> [Data supplied]:
************

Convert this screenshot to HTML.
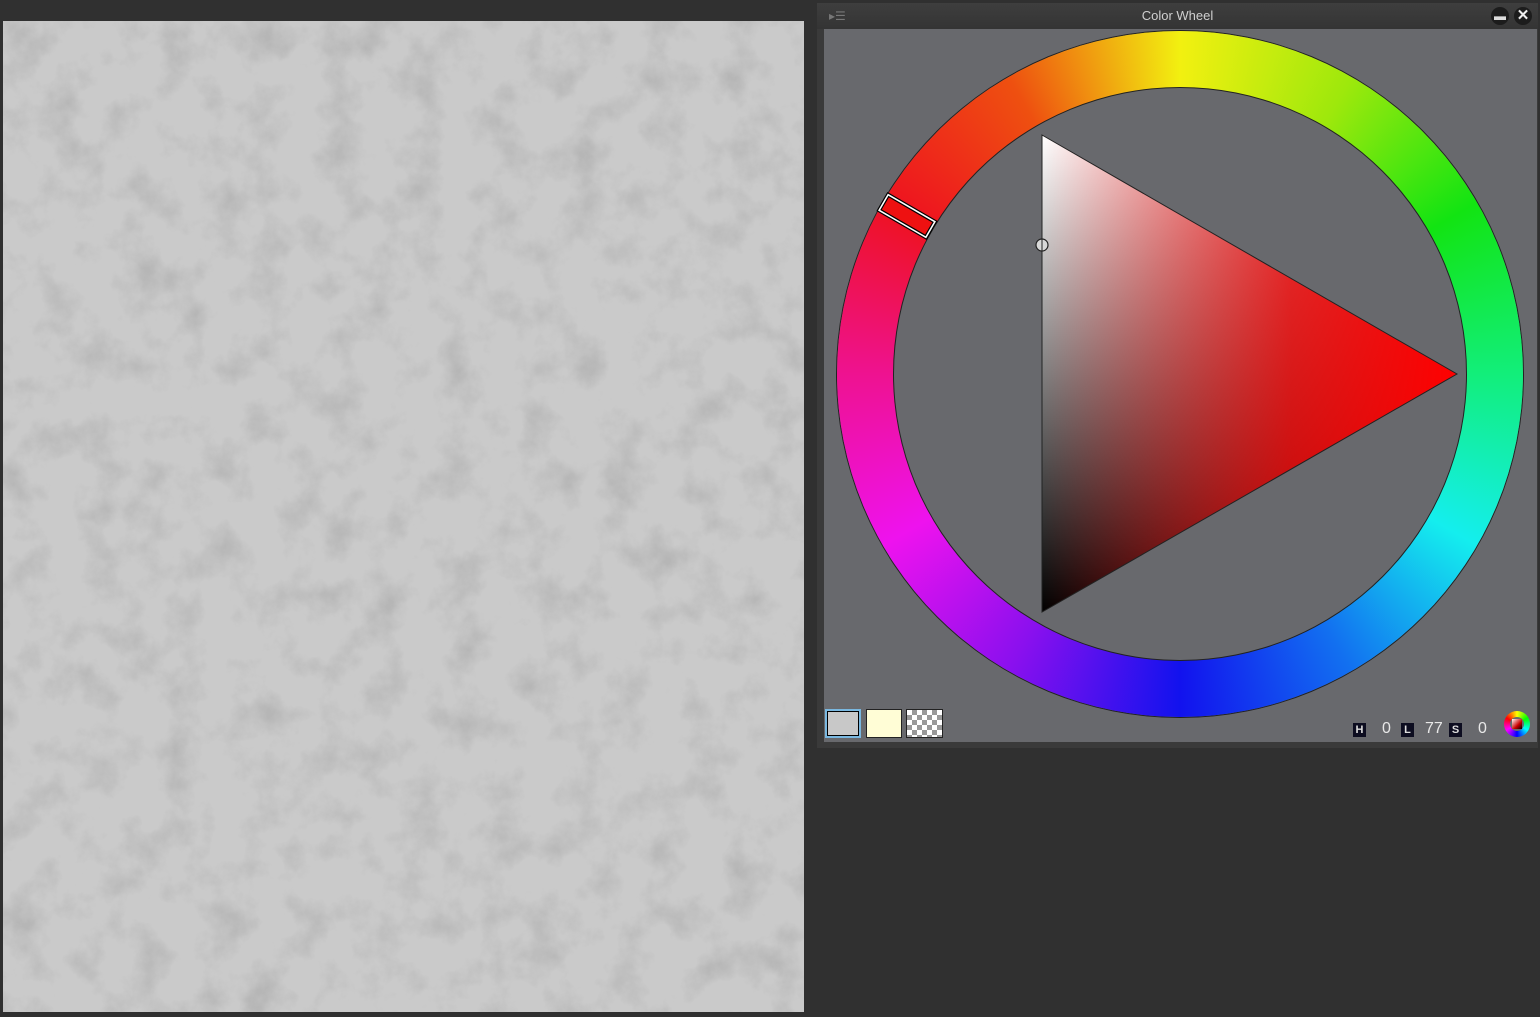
<!DOCTYPE html>
<html><head><meta charset="utf-8"><style>
body{margin:0;width:1540px;height:1012px;background:#303030;position:relative;overflow:hidden;font-family:"Liberation Sans",sans-serif}
#canvas{position:absolute;left:3px;top:21px;width:801px;height:991px;background:#c9c9c9}
#panel{position:absolute;left:817px;top:3px;width:721px;height:745px;background:#3a3a3a;border-radius:3px 3px 0 0}
#title{position:absolute;left:0;top:0;width:721px;height:26px;background:linear-gradient(#3e3e3e,#343434);color:#cfcfcf;font-size:13px;text-align:center;line-height:26px}
#content{position:absolute;width:713px;height:713px;background:#68696d}
.sw{position:absolute;top:709px;width:36px;height:29px;box-sizing:border-box;border:1px solid #222}
.lbl{position:absolute;top:723px;width:13px;height:14px;background:#0d0d20;color:#ddd;font-size:11px;line-height:14px;text-align:center;font-weight:bold}
.num{position:absolute;top:720px;color:#e8e8e8;font-size:16px}
</style></head><body>
<div id="canvas"><svg width="801" height="991"><filter id="n"><feTurbulence type="fractalNoise" baseFrequency="0.025" numOctaves="6" seed="4"/><feColorMatrix type="matrix" values="0 0 0 0 0.35 0 0 0 0 0.35 0 0 0 0 0.35 0 0 0 -2.4 1.3"/></filter><rect width="801" height="991" fill="#cacaca"/><rect width="801" height="991" filter="url(#n)" opacity="0.45"/></svg></div>
<div id="panel">
<div id="title"><span style="position:absolute;left:12px;top:0;color:#777;font-size:12px">▸☰</span>Color Wheel
<span style="position:absolute;left:674px;top:4px;width:18px;height:18px;border-radius:50%;background:#1c1c1c;color:#ddd;font-size:12px;line-height:18px">▬</span>
<span style="position:absolute;left:697px;top:4px;width:18px;height:18px;border-radius:50%;background:#1c1c1c;color:#eee;font-size:15px;line-height:18px;font-weight:bold">✕</span></div>
</div>
<div id="content" style="left:824px;top:29px"></div>
<div style="position:absolute;left:837px;top:31px;width:686px;height:686px;border-radius:50%;background:conic-gradient(#f2f010 0deg,#9ee80c 30deg,#12e412 60deg,#12ee7a 90deg,#14eeee 120deg,#1270f0 150deg,#1212ee 180deg,#8a10ee 210deg,#ee12ee 240deg,#ee1290 270deg,#ee1220 300deg,#ee5010 330deg,#f2f010 360deg);box-shadow:0 0 0 1px #222"></div>
<div style="position:absolute;left:894px;top:88px;width:572px;height:572px;border-radius:50%;background:#68696d;box-shadow:0 0 0 1px #222"></div>
<svg style="position:absolute;left:0;top:0" width="1540" height="1012">
<defs>
<linearGradient id="v" x1="0" y1="135" x2="0" y2="612" gradientUnits="userSpaceOnUse"><stop offset="0" stop-color="#fff"/><stop offset="1" stop-color="#000"/></linearGradient>
<linearGradient id="r" x1="1042" y1="0" x2="1457" y2="0" gradientUnits="userSpaceOnUse"><stop offset="0" stop-color="#f00" stop-opacity="0"/><stop offset="0.6" stop-color="#e00" stop-opacity="0.8"/><stop offset="1" stop-color="#f00" stop-opacity="1"/></linearGradient>
</defs>
<polygon points="1042,135 1457,374 1042,612" fill="url(#v)"/>
<polygon points="1042,135 1457,374 1042,612" fill="url(#r)"/>
<polygon points="1042,135 1457,374 1042,612" fill="none" stroke="#222" stroke-width="1"/>
<g transform="translate(907,216) rotate(30)"><rect x="-27" y="-9" width="54" height="18" fill="#ee1111" stroke="#000" stroke-width="4"/><rect x="-27" y="-9" width="54" height="18" fill="none" stroke="#fff" stroke-width="1.6"/></g>
<circle cx="1042" cy="245" r="6" fill="#d8d8d8" stroke="#222" stroke-width="1.2"/><line x1="1042" y1="239" x2="1042" y2="251" stroke="#222"/>
</svg>
<div class="sw" style="left:825px;background:#c8c8c8;border:2px solid #7ab8e0;box-shadow:inset 0 0 0 1px #000"></div>
<div class="sw" style="left:866px;background:#fffdd6"></div>
<div class="sw" style="left:906px;width:37px;background-color:#fff;background-image:linear-gradient(45deg,#999 25%,transparent 25%,transparent 75%,#999 75%),linear-gradient(45deg,#999 25%,transparent 25%,transparent 75%,#999 75%);background-size:10px 10px;background-position:0 0,5px 5px"></div>
<div class="lbl" style="left:1353px">H</div><div class="num" style="left:1382px">0</div>
<div class="lbl" style="left:1401px">L</div><div class="num" style="left:1425px">77</div>
<div class="lbl" style="left:1449px">S</div><div class="num" style="left:1478px">0</div>
<div style="position:absolute;left:1504px;top:711px;width:26px;height:26px;border-radius:50%;background:conic-gradient(#ff0,#0f0,#0ff,#00f,#f0f,#f00,#ff0)"></div>
<div style="position:absolute;left:1510px;top:717px;width:14px;height:14px;border-radius:50%;background:#68696d"></div>
<div style="position:absolute;left:1512px;top:719px;width:10px;height:10px;background:linear-gradient(135deg,#fff,#c00 60%,#000)"></div>
</body></html>
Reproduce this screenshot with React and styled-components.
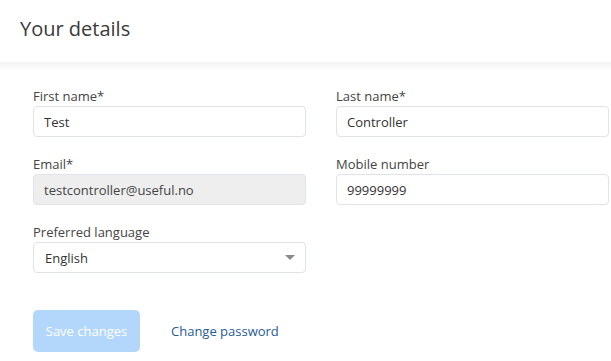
import styled, { createGlobalStyle } from "styled-components";

const Global = createGlobalStyle`
  html, body {
    margin: 0;
    padding: 0;
    background: #fff;
    font-family: "Open Sans", "Liberation Sans", sans-serif;
    color: #333;
  }
`;

const Page = styled.div`
  width: 611px;
  height: 361px;
  overflow: hidden;
  background: #fff;
`;

const Header = styled.header`
  height: 62px;
  box-sizing: border-box;
  padding: 15px 20px 0;
  background: #fff;
  h1 {
    margin: 0;
    font-size: 20px;
    font-weight: 400;
    line-height: 28px;
    color: #3a3a3a;
  }
`;

const Shade = styled.div`
  height: 8px;
  background: linear-gradient(#f3f3f3, #fff);
`;

const Form = styled.form`
  padding: 17px 0 0 33px;
`;

const Grid = styled.div`
  display: grid;
  grid-template-columns: 273px 273px;
  column-gap: 30px;
  row-gap: 18px;
`;

const Field = styled.label`
  display: flex;
  flex-direction: column;
  gap: 1px;
  span {
    font-size: 13px;
    line-height: 18px;
    color: #444;
  }
`;

const Input = styled.input`
  box-sizing: border-box;
  height: 31px;
  width: 100%;
  padding: 0 10px;
  border: 1px solid #e2e2ea;
  border-radius: 4px;
  font-family: inherit;
  font-size: 13px;
  color: #333;
  background: ${(p) => (p.disabled ? "#eeeeee" : "#fff")};
  outline: none;
  &:disabled {
    color: #444;
  }
`;

const SelectBox = styled.div`
  box-sizing: border-box;
  height: 31px;
  display: flex;
  align-items: center;
  justify-content: space-between;
  padding: 0 10px 0 11px;
  border: 1px solid #e2e2ea;
  border-radius: 4px;
  font-size: 13px;
  color: #333;
`;

const Caret = styled.i`
  width: 0;
  height: 0;
  border-left: 5px solid transparent;
  border-right: 5px solid transparent;
  border-top: 5px solid #8a8a8a;
`;

const Actions = styled.div`
  display: flex;
  align-items: center;
  gap: 31px;
  margin-top: 37px;
`;

const SaveButton = styled.button`
  height: 42px;
  width: 107px;
  border: none;
  border-radius: 5px;
  background: #b3d7fa;
  color: #fff;
  font-family: inherit;
  font-size: 13px;
  padding: 0;
`;

const LinkButton = styled.a`
  font-size: 13px;
  color: #1f5b99;
  text-decoration: none;
`;

export default function App() {
  return (
    <Page>
      <Global />
      <Header>
        <h1>Your details</h1>
      </Header>
      <Shade />
      <Form>
        <Grid>
          <Field>
            <span>First name*</span>
            <Input defaultValue="Test" />
          </Field>
          <Field>
            <span>Last name*</span>
            <Input defaultValue="Controller" />
          </Field>
          <Field>
            <span>Email*</span>
            <Input defaultValue="testcontroller@useful.no" disabled />
          </Field>
          <Field>
            <span>Mobile number</span>
            <Input defaultValue="99999999" />
          </Field>
          <Field>
            <span>Preferred language</span>
            <SelectBox>
              English
              <Caret />
            </SelectBox>
          </Field>
        </Grid>
        <Actions>
          <SaveButton type="button">Save changes</SaveButton>
          <LinkButton href="#">Change password</LinkButton>
        </Actions>
      </Form>
    </Page>
  );
}
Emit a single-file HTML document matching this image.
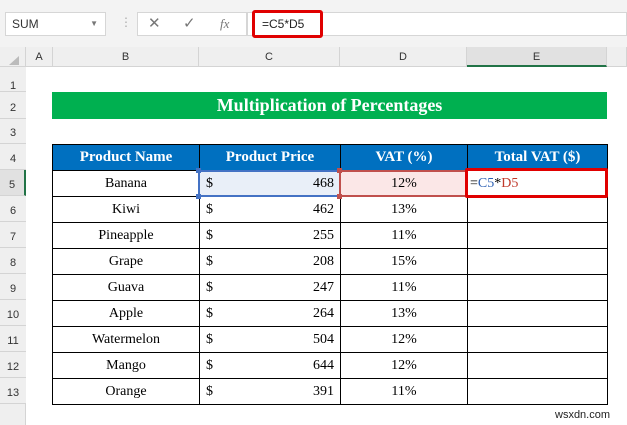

************

> [Task brief]:
Count the lines that hold the string "screenshot" and state that number alone.

> [Result]:
2